Drivers operating in the ag industry already have an hours of service exemption that waives them from maintaining records of duty status if they drive within a 150-mile radius of the source of their ag products or livestock.

The agency’s new proposal would expand that to include ag haulers operating unladen vehicles within a 150-mile radius of the load’s source point and after its delivery, meaning the exemption applies to ag haulers operating an unloaded vehicle on their way to pick up a load and after they’ve delivered their load, in addition to while their loaded and in transit. FMCSA defines this change as applying to “a driver operating an unladen commercial motor vehicle…either to a source to pick up an agricultural commodity or on a return trip following delivery of an agricultural load.”

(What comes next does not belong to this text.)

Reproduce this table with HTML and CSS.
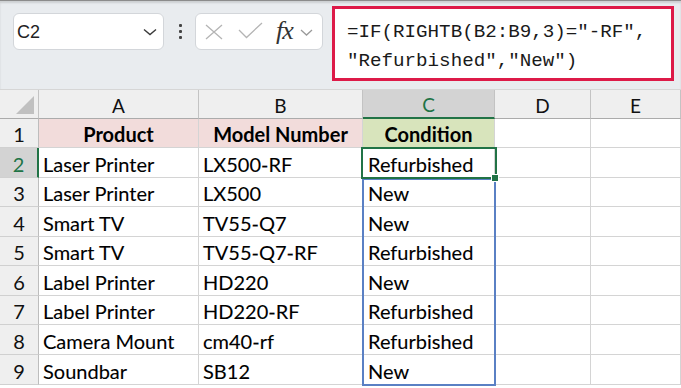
FILE: index.html
```html
<!DOCTYPE html>
<html>
<head>
<meta charset="utf-8">
<link rel="stylesheet" href="styles.css">
</head>
<body>
<div class="toolbar">
  <div class="namebox">
    <span class="name">C2</span>
    <svg class="chev" width="14" height="8" viewBox="0 0 14 8"><path d="M1 1.5 L7 6.5 L13 1.5" fill="none" stroke="#3a3a3a" stroke-width="1.4"/></svg>
  </div>
  <div class="dots"><i></i><i></i><i></i></div>
  <div class="fxbox">
    <svg class="xicon" width="18" height="16" viewBox="0 0 18 16"><path d="M1 1 L17 15 M17 1 L1 15" stroke="#b4b4b4" stroke-width="1.3" fill="none"/></svg>
    <svg class="check" width="25" height="17" viewBox="0 0 25 17"><path d="M1 8 L8.5 15.5 L24 1" stroke="#b4b4b4" stroke-width="1.3" fill="none"/></svg>
    <span class="fx">fx</span>
    <svg class="chev2" width="13" height="7" viewBox="0 0 13 7"><path d="M1 1 L6.5 6 L12 1" fill="none" stroke="#9a9a9a" stroke-width="1.3"/></svg>
  </div>
  <div class="formula">=IF(RIGHTB(B2:B9,3)="-RF",<br>"Refurbished","New")</div>
</div>
<div class="sheet">
  <div class="corner"><span class="tri"></span></div>
  <div class="ch">A</div><div class="ch">B</div><div class="ch sel">C</div><div class="ch">D</div><div class="ch">E</div>

  <div class="rh">1</div><div class="c hd pink">Product</div><div class="c hd pink">Model Number</div><div class="c hd green">Condition</div><div class="c"></div><div class="c"></div>
  <div class="rh sel">2</div><div class="c">Laser Printer</div><div class="c">LX500-RF</div><div class="c cc">Refurbished</div><div class="c"></div><div class="c"></div>
  <div class="rh">3</div><div class="c">Laser Printer</div><div class="c">LX500</div><div class="c cc">New</div><div class="c"></div><div class="c"></div>
  <div class="rh">4</div><div class="c">Smart TV</div><div class="c">TV55-Q7</div><div class="c cc">New</div><div class="c"></div><div class="c"></div>
  <div class="rh">5</div><div class="c">Smart TV</div><div class="c">TV55-Q7-RF</div><div class="c cc">Refurbished</div><div class="c"></div><div class="c"></div>
  <div class="rh">6</div><div class="c">Label Printer</div><div class="c">HD220</div><div class="c cc">New</div><div class="c"></div><div class="c"></div>
  <div class="rh">7</div><div class="c">Label Printer</div><div class="c">HD220-RF</div><div class="c cc">Refurbished</div><div class="c"></div><div class="c"></div>
  <div class="rh">8</div><div class="c">Camera Mount</div><div class="c">cm40-rf</div><div class="c cc">Refurbished</div><div class="c"></div><div class="c"></div>
  <div class="rh">9</div><div class="c">Soundbar</div><div class="c">SB12</div><div class="c cc">New</div><div class="c"></div><div class="c"></div>

  <div class="range"></div>
  <div class="active"></div>
  <div class="handle"></div>
</div>
</body>
</html>
```
FILE: styles.css
```css
* { box-sizing: border-box; }
html, body { margin: 0; padding: 0; background: #fff; }
body { width: 681px; height: 388px; overflow: hidden; font-family: "Lato", "Liberation Sans", sans-serif; color: #000; }

.toolbar {
  height: 90px;
  background: #e9ecef;
  display: flex;
  align-items: flex-start;
  padding-left: 13px;
  border-top: 1px solid #8c8c8c;
  box-shadow: inset 0 2px 2px rgba(0,0,0,0.12);
  border-bottom: 1px solid #d6d6d6;
}
.namebox {
  margin-top: 12px;
  width: 151px;
  height: 37px;
  background: #fff;
  border: 1px solid #d3d6da;
  border-radius: 6px;
  display: flex;
  align-items: center;
  justify-content: space-between;
  padding: 0 6px 0 3px;
}
.name { font-family: "Liberation Sans", sans-serif; font-size: 18px; color: #222; padding-top: 1px; }
.chev { margin-top: 1px; }
.dots {
  margin: 23px 0 0 15px;
  width: 3px;
  display: flex;
  flex-direction: column;
  gap: 3px;
}
.dots i { display: block; width: 3px; height: 3px; background: #444; border-radius: 1px; }
.fxbox {
  margin: 12px 0 0 13px;
  width: 128px;
  height: 37px;
  background: #fff;
  border: 1px solid #d3d6da;
  border-radius: 6px;
  display: flex;
  align-items: center;
  padding-left: 9px;
}
.xicon { margin-top: 1px; }
.check { margin-left: 15px; margin-top: -3px; }
.fx {
  margin-left: 13px;
  font-family: "Liberation Serif", "DejaVu Serif", serif;
  font-style: italic;
  font-size: 26px;
  color: #333;
  letter-spacing: -1px;
  margin-top: -2px;
}
.chev2 { margin-left: 7px; margin-top: 1px; }
.formula {
  margin: 5px 0 0 9px;
  width: 342px;
  height: 75px;
  background: #fff;
  border: 3px solid #dd1a48;
  font-family: "Liberation Mono", "DejaVu Sans Mono", monospace;
  font-size: 19.2px;
  line-height: 29px;
  color: #1a1a1a;
  padding: 9px 0 0 12px;
  white-space: nowrap;
}

.sheet {
  position: relative;
  display: grid;
  grid-template-columns: 39px 160px 164px 132px 96px 90px;
  grid-template-rows: 29px 29px 30px 29px 30px 29px 30px 29px 30px 30px;
}
.corner {
  background: #efefef;
  border-right: 1px solid #c3c3c3;
  border-bottom: 1px solid #ababab;
  position: relative;
}
.tri {
  position: absolute;
  right: 4px;
  bottom: 4px;
  width: 0; height: 0;
  border-left: 18px solid transparent;
  border-bottom: 18px solid #c0c0c0;
}
.ch {
  background: #efefef;
  border-right: 1px solid #c3c3c3;
  border-bottom: 1px solid #ababab;
  display: flex;
  align-items: center;
  justify-content: center;
  font-size: 19px;
  color: #111;
  padding-top: 2px;
}
.ch.sel { background: #d3d3d3; color: #217346; border-bottom: 2px solid #217346; }
.rh {
  background: #efefef;
  border-right: 1px solid #bdbdbd;
  border-bottom: 1px solid #d0d0d0;
  display: flex;
  align-items: center;
  justify-content: center;
  font-size: 20px;
  color: #111;
  padding-top: 2px;
}
.rh.sel { background: #d3d3d3; color: #217346; border-right: 2px solid #217346; }
.c {
  border-right: 1px solid #d4d4d4;
  border-bottom: 1px solid #d4d4d4;
  display: flex;
  align-items: center;
  padding: 2px 0 0 4px;
  font-size: 20px;
  white-space: nowrap;
  overflow: hidden;
  -webkit-text-stroke: 0.1px #000;
}
.c.cc { padding-left: 5px; }
.c.hd { justify-content: center; font-weight: 700; padding-left: 0; -webkit-text-stroke: 0; }
.c.pink { background: #f2dcdb; }
.c.green { background: #d8e4bc; }

.range {
  position: absolute;
  left: 362px;
  top: 88px;
  width: 134px;
  height: 208px;
  border: 2px solid #5a80c4;
}
.active {
  position: absolute;
  left: 361px;
  top: 57px;
  width: 136px;
  height: 32px;
  border: 2px solid #217346;
}
.handle {
  position: absolute;
  left: 491px;
  top: 84px;
  width: 8px;
  height: 8px;
  background: #217346;
  border: 1px solid #fff;
}
```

The agency is also accepting comments from industry stakeholders for 30 days — after the date of its publication — regarding whether livestock sale barns and grain elevators should be considered a source of agricultural commodities. “While these facilities are originating points for many agricultural commodity loads, they are not expressly encompassed within the statutory or regulatory terminology of the exception,” says FMCSA.

FMCSA is also accepting feedback on whether ag haulers who pick up partial loads at more than one location should have the 150-mile radius extended from their final pick up, rather than their load’s origin. “Previous informal guidance has been that the air-mile radius is based on the first source….and that additional stops to load additional agricultural commodities do not extend the 150-mile radius,” the agency notes.

Lastly, the agency clarifies that the 150-air-mile radius covers drivers from the source of their load up to 150 air-miles away, regardless of whether their destination is beyond 150 miles from their load’s source. After a driver crosses the 150-mile mark, however, they are then subject to record-keeping requirements and hours of service regs.

CCJ will publish a link to the formal comment portal once FMCSA has published the documents.

The air-mile radius exemption, passed by Congress in the MAP-21 highway funding act, was meant mostly as a reprieve for those who aren’t drivers by trade, such as farmers transporting their crops to other destinations. But it does apply to drivers who service farms and other agricultural producers, too.